MUMBAI, INDIA: In an industry where size matters, India's showpiece software services firms need to be bold and acquire firms or risk playing second fiddle as bigger IT players emerge as one-stop shops for cost-conscious clients.
Following are key facts on India's software services sector:
* Cheaper salaries, a quarter of those paid in the U.S. and Europe, and a large pool of English-speaking graduates have helped outsourcers such as Tata Consultancy Services, Infosys and Wipro ride an outsourcing boom.
* These firms offer services ranging from managing complex computer networks and call centres to software coding and maintaining IT operations. Clients include General Electric, BT, Citigroup and Boeing.
* The export-driven sector has been badly hit by turmoil in the global financial sector -- a key client base -- and an economic downturn that forced businesses to trim technology spending and demand sharp price cuts.

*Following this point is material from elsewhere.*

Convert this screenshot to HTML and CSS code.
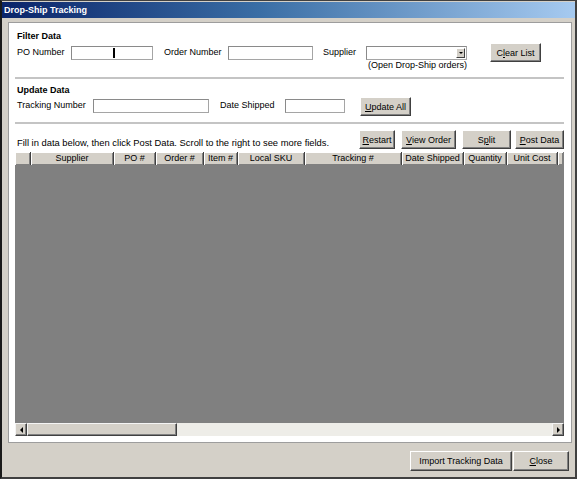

Recent acquisitions by top Indian IT firms:
* HCL Technologies Ltd, one of India's top-five software exporters, bought UK firm Axon last year for about 440 million pounds ($720 million) after bigger rival Infosys refused to raise its bid. It was the biggest overseas buy by an Indian IT firm.
* Tata Consultancy, part of Tata Group, a diversified conglomerate, acquired Citigroup Inc's back-office unit in India last year for about $505 million in cash.
* Wipro bought Citi Technology Services Ltd, which services Citi's businesses in 32 countries and provides IT infrastructure, for $127 million.
* Wipro bought U.S. technology firm Infocrossing Inc for an enterprise value of about $600 million in 2007, making it the company's largest acquisition.
* Bangalore-based Infosys paid $28 million in 2007 for the three captive back-office centres of Royal Philips Electronics to expand its presence in Europe.